A.C. Green Has Big Message Behind Christmas Book
Former Suns forward A.C. Green has a Christmas gift for everyone that can appeal to anyone. It includes elves for holiday purists, basketball for hoops addicts, and an overriding moral to satisfy the parents’ desire for substance over style.
Such is the diverse nature of Green’s latest endeavor: a children’s eBook he co-wrote with Robert Skead titled Elves Can’t Dunk, available in the Nook Bookstore, Apple iBookstore and Kindle store. The work includes a video presentation embedded in the story, while purchases will help fund the A.C. Green Youth Foundation (more information can be found at www.robertskead.com).
The story features an easygoing storyline of an elf, employed at Santa’s Workshop, whose main ambition is to simply throw it down on the hardcourt.
It seems charming enough, but Green revealed there’s a point to the Christmas tale: chasing your passion while being prepared for and okay with it not working out.
“I think that was a point that was sort of driven home by my parents,” he said. “The fact that you try to find your passion and really work hard to discover what that is. At the same time, you’re not always right in the sense of your ways are on the only way. It may be right for you, but it doesn’t have to be right for everybody. They always encouraged me to keep trying to do things, but at the same time were like, ‘don’t be good at just one thing.’”
Suns fans can appreciate Green’s message of versatility. The former NBA forward averaged 10.6 points and 7.7 rebounds in four seasons with Phoenix, where he spent time at both the forward and center spots. Green made his mark as a dangerous complimentary player alongside the likes of Charles Barkley and Kevin Johnson, often cleaning up missed shots for putbacks or placing himself in open spots on the floor for easy buckets.
While Green is respected for his longevity in the NBA, he cited the fear of the unplanned that sets in as young people reach high school and head into college. He pointed not only to the fun sports bring into people’s lives, but also the parallels to life coaches and parents can draw from them and teach to children.
“For me, parents need to drive that message home in that elementary school time frame, especially those that are involved teaching sports,” he said. “Use sports applications, analogies and metaphors to help kids, guys and girls both, to understand that if you want to be the most valuable person on the team, that’s the [person] who can do the most things. Left hand, right hand. If you can kill with either hand in volleyball, pinch hit in baseball, play multiple positions in football, go all day long in soccer. Whatever it is, you just want to create a greater value for yourself. I think it’s the same thing in that you have to be able to do more than one thing [in life].”
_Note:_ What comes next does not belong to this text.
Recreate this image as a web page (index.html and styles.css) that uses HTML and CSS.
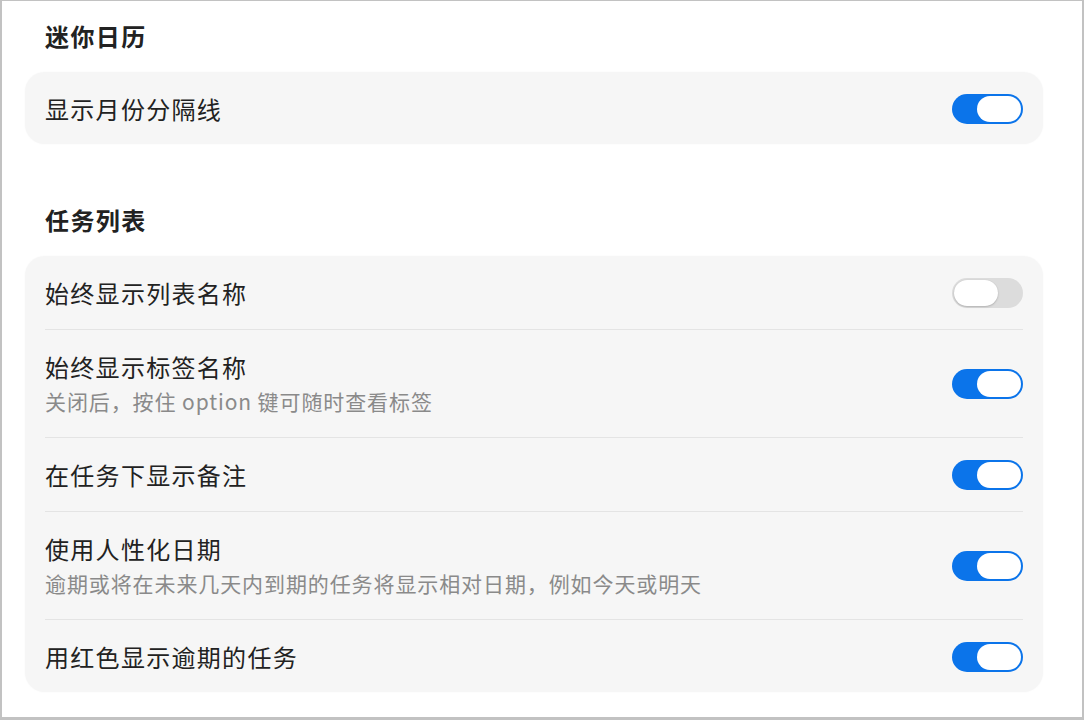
FILE: index.html
```html
<!DOCTYPE html>
<html lang="zh-CN">
<head>
<meta charset="utf-8">
<title>设置</title>
<link rel="stylesheet" href="styles.css">
</head>
<body>
<div class="window">
  <section class="section">
    <h2 class="section-title">迷你日历</h2>
    <div class="card">
      <div class="row">
        <div class="row-text"><div class="label">显示月份分隔线</div></div>
        <span class="toggle on"><span class="knob"></span></span>
      </div>
    </div>
  </section>
  <section class="section second">
    <h2 class="section-title">任务列表</h2>
    <div class="card">
      <div class="row">
        <div class="row-text"><div class="label">始终显示列表名称</div></div>
        <span class="toggle"><span class="knob"></span></span>
      </div>
      <div class="row">
        <div class="row-text">
          <div class="label">始终显示标签名称</div>
          <div class="sub">关闭后，按住 option 键可随时查看标签</div>
        </div>
        <span class="toggle on"><span class="knob"></span></span>
      </div>
      <div class="row">
        <div class="row-text"><div class="label">在任务下显示备注</div></div>
        <span class="toggle on"><span class="knob"></span></span>
      </div>
      <div class="row">
        <div class="row-text">
          <div class="label">使用人性化日期</div>
          <div class="sub">逾期或将在未来几天内到期的任务将显示相对日期，例如今天或明天</div>
        </div>
        <span class="toggle on"><span class="knob"></span></span>
      </div>
      <div class="row">
        <div class="row-text"><div class="label">用红色显示逾期的任务</div></div>
        <span class="toggle on"><span class="knob"></span></span>
      </div>
    </div>
  </section>
</div>
</body>
</html>
```
FILE: styles.css
```css
* { box-sizing: border-box; }
html, body { margin: 0; padding: 0; background: #ffffff; }
body {
  font-family: "Noto Sans CJK SC", "Noto Sans", "Liberation Sans", sans-serif;
  color: #1d1d1f;
}
.window {
  width: 1084px;
  height: 720px;
  border: 2px solid #c2c2c2;
  border-top-width: 1px;
  border-bottom-width: 3px;
  padding: 19px 39px 0 23px;
  overflow: hidden;
  background: #fff;
}
.section.second { margin-top: 60px; }
.section-title {
  margin: 0 0 21px 20px;
  font-size: 24px;
  line-height: 31px;
  font-weight: 700;
  color: #222;
  letter-spacing: 1.4px;
}
.card {
  background: #f6f6f6;
  border-radius: 20px;
  padding: 0 20px;
  box-shadow: 0 0 2px rgba(0,0,0,0.04);
}
.row {
  display: flex;
  align-items: center;
  justify-content: space-between;
  padding: 20px 0 19px;
  border-bottom: 1px solid #e4e4e4;
}
.row:last-child { border-bottom: none; padding-bottom: 18px; }
.label {
  font-size: 24px;
  line-height: 34px;
  letter-spacing: 1.3px;
  color: #222;
}
.sub {
  font-size: 21px;
  line-height: 34px;
  letter-spacing: 0.9px;
  color: #8a8a8a;
}
.toggle {
  flex: none;
  position: relative;
  width: 71px;
  height: 30px;
  border-radius: 15px;
  background: #dcdcdc;
}
.toggle.on { background: #0b74ea; }
.knob {
  position: absolute;
  top: 2px;
  left: 2px;
  width: 44px;
  height: 26px;
  border-radius: 13px;
  background: #fff;
  box-shadow: 0 1px 2px rgba(0,0,0,0.18), 0 0 1px rgba(0,0,0,0.1);
}
.toggle.on .knob { left: 25px; box-shadow: none; }
```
Green empathizes with the antagonist of his story. He considers himself a late-bloomer in basketball. At 5-foot-10, he could barely touch the rim as a freshman in high school. He measured 6-3 the following year, but could only manage to grab the rim and then dunking tennis balls. Another year and two inches later, he was finally able to force a basketball over and into the rim.
“It’s a crazy, crazy high. Exhilarating high,” he said. “It’s better than jumping in that pool for the first time on a hundred-degree day.” Yet Green admits that a substantial career in the NBA didn’t seem like a real possibility until the end of high school. After being drafted by the Los Angeles Lakers, he said his initial goal was to “try and make the team.”
The versatile forward did much more than that, of course, setting an NBA record for consecutive games played (1,192), which spanned from Nov. 19, 1986, to April 18, 2001.
Throughout his career, Green saw other players exhibit the same lesson he sees in his book. A lighter example are the players he acknowledges as the best non-highlight guys in the game, including Larry Bird, John Stockton and Tim Duncan.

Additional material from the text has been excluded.